15      Por força do artigo 629.°, um órgão jurisdicional de última instância tem a obrigação de apresentar um pedido de decisão prejudicial de interpretação quando tal se revele necessário para a resolução do litígio que lhe for submetido. Se se tratar de um pedido de apreciação de validade, a obrigação de reenvio prejudicial ao Tribunal de Justiça é extensiva a qualquer órgão jurisdicional.

 Lei relativa à circulação rodoviária

16      O artigo 157.°, n.° 4, da Lei relativa à circulação rodoviária prevê:

«O condutor a quem tenham sido retirados todos os seus pontos fica inibido do direito de conduzir e é obrigado a devolver a carta de condução ao competente serviço do Ministério dos Assuntos Internos.»

17      Em conformidade com o n.° 5 do referido artigo 157.°, a pessoa que ficar inibida do direito de conduzir pode, no entanto, seis meses após ter devolvido a carta de condução, propor‑se a exame a fim de voltar a adquirir o direito de conduzir.

18      O artigo 171.° da mesma lei dispõe que, de entre as medidas administrativas coercivas aplicáveis em matéria de segurança na circulação rodoviária, figura a «retirada da carta de condução a uma pessoa que não cumpra a obrigação resultante do artigo 157.°, n.° 4».

19      Nos termos do artigo 189.°, n.° 5, da Lei relativa à circulação rodoviária:

«Não são suscetíveis de recurso as decisões sancionatórias através das quais é aplicada uma sanção administrativa [‘nakazatelni postanovleniya’] até 50 [BGN].»

 Decreto relativo à carta de condução com pontos

20      O artigo 2.°, n.° 1, do Decreto n.° 13‑1959, de 27 de dezembro de 2007, relativo à determinação do montante inicial máximo do número de pontos da carta de condução com pontos dos condutores de veículos a motor, bem como aos requisitos, ao procedimento e à lista das infrações às regras de trânsito que dão lugar à retirada dos pontos, prevê:

«Na primeira emissão de uma carta de condução para um veículo a motor, o seu titular recebe um saldo máximo inicial de 39 pontos que permitem a contabilização das infrações definidas pela Lei relativa à circulação rodoviária de que tenha sido autor.»

21      O artigo 3.°, n.os 1 e 2, deste mesmo decreto tem a seguinte redação:

«1.      Os pontos são retirados com base numa decisão que aplique uma sanção administrativa [‘nakazatelno postanovlenie’] a título definitivo.

2.      Quando sejam aplicadas sanções pelas infrações previstas neste decreto, a decisão que aplique uma sanção administrativa indica o número de pontos retirados e o número de pontos restantes.»

22      Nos termos do artigo 4.°, n.° 2, do referido decreto:

«O facto de causar culposamente um acidente de circulação dá lugar à retirada de 4 pontos suplementares.»

 Lei relativa às infrações e às sanções administrativas

23      O artigo 63.°, n.os 1 e 2, da Lei relativa às infrações e às sanções administrativas (Zakon za administrativnite narusheniya i nakazaniya) prevê:

«1.      O Rayonen sad [tribunal regional], em formação de juiz singular, aprecia a causa quanto ao mérito e decide mediante sentença com a qual pode confirmar, alterar ou revogar a decisão que aplica uma sanção administrativa.
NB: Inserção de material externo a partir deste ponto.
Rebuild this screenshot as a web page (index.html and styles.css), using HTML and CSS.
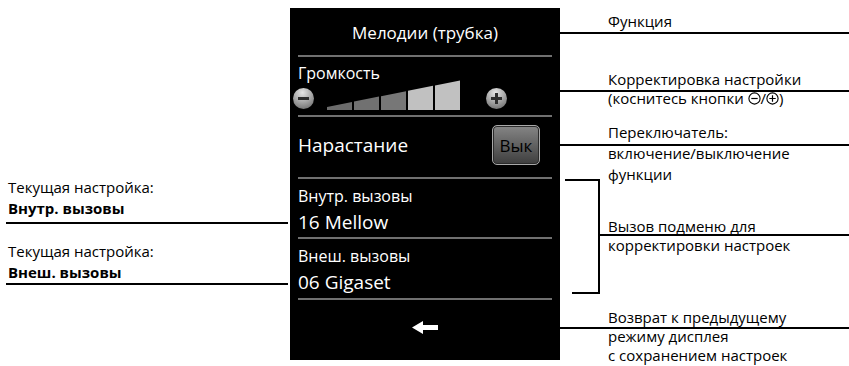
FILE: index.html
```html
<!DOCTYPE html>
<html lang="ru">
<head>
<meta charset="utf-8">
<title>Мелодии (трубка)</title>
<link rel="stylesheet" href="styles.css">
</head>
<body>
<div class="figure">
  <div class="lead lead-func"></div>
  <div class="lead lead-vol"></div>
  <div class="lead lead-switch"></div>
  <div class="lead lead-back"></div>
  <div class="bracket"></div>
  <div class="bracket-bottom"></div>
  <div class="bracket-mid"></div>

  <div class="left-notes">
    <div class="note">
      <div>Текущая настройка:</div>
      <div class="b">Внутр. вызовы</div>
    </div>
    <div class="note note-ext">
      <div>Текущая настройка:</div>
      <div class="b">Внеш. вызовы</div>
    </div>
  </div>

  <div class="screen">
    <div class="title">Мелодии (трубка)</div>
    <div class="sep"></div>
    <div class="vol">
      <div class="lbl">Громкость</div>
      <div class="vol-ctrl">
        <span class="knob knob-left"><span class="knob-minus"></span></span>
        <svg class="bars" width="135" height="30" viewBox="0 0 135 30">
          <polygon points="0,30 0,27 25,22 25,30" fill="#6c6c6c"/>
          <polygon points="27,30 27,21.6 52,16.6 52,30" fill="#717171"/>
          <polygon points="54,30 54,16.2 79,11.2 79,30" fill="#777777"/>
          <polygon points="81,30 81,10.8 106,5.8 106,30" fill="#c1c1c1"/>
          <polygon points="108,30 108,5.4 133,0.4 133,30" fill="#c1c1c1"/>
        </svg>
        <span class="knob knob-right"><span class="knob-minus"></span><span class="knob-plus"></span></span>
      </div>
    </div>
    <div class="sep"></div>
    <div class="toggle-row">
      <span class="big">Нарастание</span>
      <span class="btn">Вык</span>
    </div>
    <div class="sep"></div>
    <div class="item">
      <div class="lbl">Внутр. вызовы</div>
      <div class="val">16 Mellow</div>
    </div>
    <div class="sep"></div>
    <div class="item item-last">
      <div class="lbl">Внеш. вызовы</div>
      <div class="val">06 Gigaset</div>
    </div>
    <div class="sep"></div>
    <div class="back">
      <svg width="26" height="13" viewBox="0 0 26 13"><polygon points="0,6.5 11,0 11,4 26,4 26,9 11,9 11,13" fill="#fff"/></svg>
    </div>
  </div>

  <div class="right-notes">
    <div class="rn rn-func">Функция</div>
    <div class="rn rn-vol">Корректировка настройки<br>(коснитесь кнопки <svg class="ci" width="13" height="13" viewBox="0 0 13 13"><circle cx="6.5" cy="6.5" r="5.6" fill="none" stroke="#000" stroke-width="1.1"/><path d="M3.3 6.5h6.4" stroke="#000" stroke-width="1.2"/></svg>/<svg class="ci" width="13" height="13" viewBox="0 0 13 13"><circle cx="6.5" cy="6.5" r="5.6" fill="none" stroke="#000" stroke-width="1.1"/><path d="M3.3 6.5h6.4M6.5 3.3v6.4" stroke="#000" stroke-width="1.2"/></svg>)</div>
    <div class="rn rn-switch">Переключатель:<br>включение/выключение<br>функции</div>
    <div class="rn rn-sub">Вызов подменю для<br>корректировки настроек</div>
    <div class="rn rn-back">Возврат к предыдущему<br>режиму дисплея<br>с сохранением настроек</div>
  </div>
</div>
</body>
</html>
```

FILE: styles.css
```css
* {
  box-sizing: border-box;
  margin: 0;
  padding: 0;
}

body {
  margin: 0;
  background: #fff;
  font-family: "Open Sans", "Noto Sans", sans-serif;
  color: #000;
}

.figure {
  position: relative;
  width: 849px;
  height: 366px;
  display: flex;
  overflow: hidden;
}

/* leader lines (overlay) */
.lead {
  position: absolute;
  right: 0;
  height: 6px;
  background: #000;
  border: 2px solid #fff;
  border-right: 0;
}
.lead-func { top: 30px; left: 543px; }
.lead-vol { top: 88px; left: 543px; }
.lead-switch { top: 142px; left: 543px; }
.lead-back { top: 325px; left: 486px; }

.bracket {
  position: absolute;
  left: 565px;
  top: 179px;
  width: 35px;
  height: 115px;
  border-top: 2px solid #000;
  border-right: 2px solid #000;
}
.bracket-bottom {
  position: absolute;
  left: 572px;
  top: 292px;
  width: 28px;
  height: 2px;
  background: #000;
}
.bracket-mid {
  position: absolute;
  left: 598px;
  right: 0;
  top: 234px;
  height: 2px;
  background: #000;
}

/* left notes */
.left-notes {
  position: relative;
  z-index: 1;
  width: 290px;
  flex: none;
  padding-top: 177px;
  font-size: 15px;
  line-height: 21px;
}
.note {
  margin-left: 6px;
  width: 282px;
  padding-left: 2px;
  padding-bottom: 3px;
  border-bottom: 2px solid #000;
}
.note-ext {
  margin-top: 17px;
  padding-bottom: 0;
}
.b {
  font-weight: 700;
}

/* screen */
.screen {
  position: relative;
  z-index: 1;
  width: 270px;
  height: 352px;
  flex: none;
  margin-top: 8px;
  background: #000;
  color: #fff;
  display: flex;
  flex-direction: column;
  padding: 0 8px;
}
.sep {
  height: 2px;
  flex: none;
  background: #707070;
}
.title {
  height: 47px;
  flex: none;
  display: flex;
  align-items: center;
  justify-content: center;
  font-size: 17px;
  padding-top: 1px;
}
.vol {
  height: 58px;
  flex: none;
  padding-top: 6px;
}
.lbl {
  font-size: 16px;
  line-height: 20px;
}
.vol-ctrl {
  display: flex;
  align-items: flex-end;
  margin-top: -3px;
  height: 30px;
}
.knob {
  position: relative;
  width: 21px;
  height: 21px;
  border-radius: 50%;
  background: radial-gradient(circle at 45% 22%, #e6e6e6 0%, #b0b0b0 40%, #5e5e5e 100%);
  flex: none;
  margin-bottom: 1.5px;
}
.knob-left {
  margin-left: -5px;
}
.knob-right {
  margin-left: 24px;
}
.knob-minus {
  position: absolute;
  left: 5px;
  top: 9px;
  width: 11px;
  height: 3px;
  background: #2e2e2e;
}
.knob-plus {
  position: absolute;
  left: 9px;
  top: 5px;
  width: 3px;
  height: 11px;
  background: #2e2e2e;
}
.bars {
  display: block;
  flex: none;
  margin-left: 13px;
}

.toggle-row {
  height: 60px;
  flex: none;
  display: flex;
  align-items: center;
  justify-content: space-between;
  padding-bottom: 4px;
}
.big {
  font-size: 19px;
}
.btn {
  width: 48px;
  height: 40px;
  margin-right: 12px;
  border: 1px solid #a8a8a8;
  border-radius: 5px;
  background: linear-gradient(#858585, #3e3e3e);
  box-shadow: inset 0 0 0 1px #2a2a2a;
  color: #000;
  font-size: 17px;
  display: flex;
  align-items: center;
  justify-content: center;
}

.item {
  height: 58px;
  flex: none;
  padding-top: 7px;
}
.item-last {
  height: 59px;
}
.val {
  font-size: 19px;
  line-height: 24px;
  margin-top: 4px;
}

.back {
  height: 60px;
  flex: none;
  display: flex;
  justify-content: center;
  align-items: center;
  padding-bottom: 5px;
}
.back svg {
  display: block;
}

/* right notes */
.right-notes {
  position: relative;
  z-index: 1;
  flex: 1;
  padding-left: 48px;
  padding-top: 12px;
  font-size: 15px;
  line-height: 19px;
}
.rn-vol { margin-top: 39px; }
.rn-switch { margin-top: 14px; line-height: 21px; }
.rn-sub { margin-top: 32px; }
.rn-back { margin-top: 53px; }
.ci {
  vertical-align: -1px;
}
```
A decisão é suscetível de recurso de cassação para o Administrativen sad [tribunal administrativo] […].

2.      Nos casos previstos na lei, o tribunal pode suspender a instância mediante despacho […] suscetível de recurso […].»

 Litígio no processo principal e questões prejudiciais

24      Ao fazer uma manobra de marcha‑atrás num parque de estacionamento em Sófia (Bulgária), A. Vinkov embateu noutro veículo.

25      Na sequência deste acidente, foi objeto de uma decisão do Nachalnik Administrativno‑nakazatelna deynost v otdel «Patna politsiya» na Stolichna direktsiya na vatreshnite raboti (diretor das sanções administrativas ao serviço da «polícia de trânsito» na Direção dos Assuntos Internos da Região Capital), que o declarou responsável por um «acidente de circulação sem gravidade» e lhe aplicou uma multa no montante de 20 BGN assim como a retirada de quatro pontos da sua carta de condução.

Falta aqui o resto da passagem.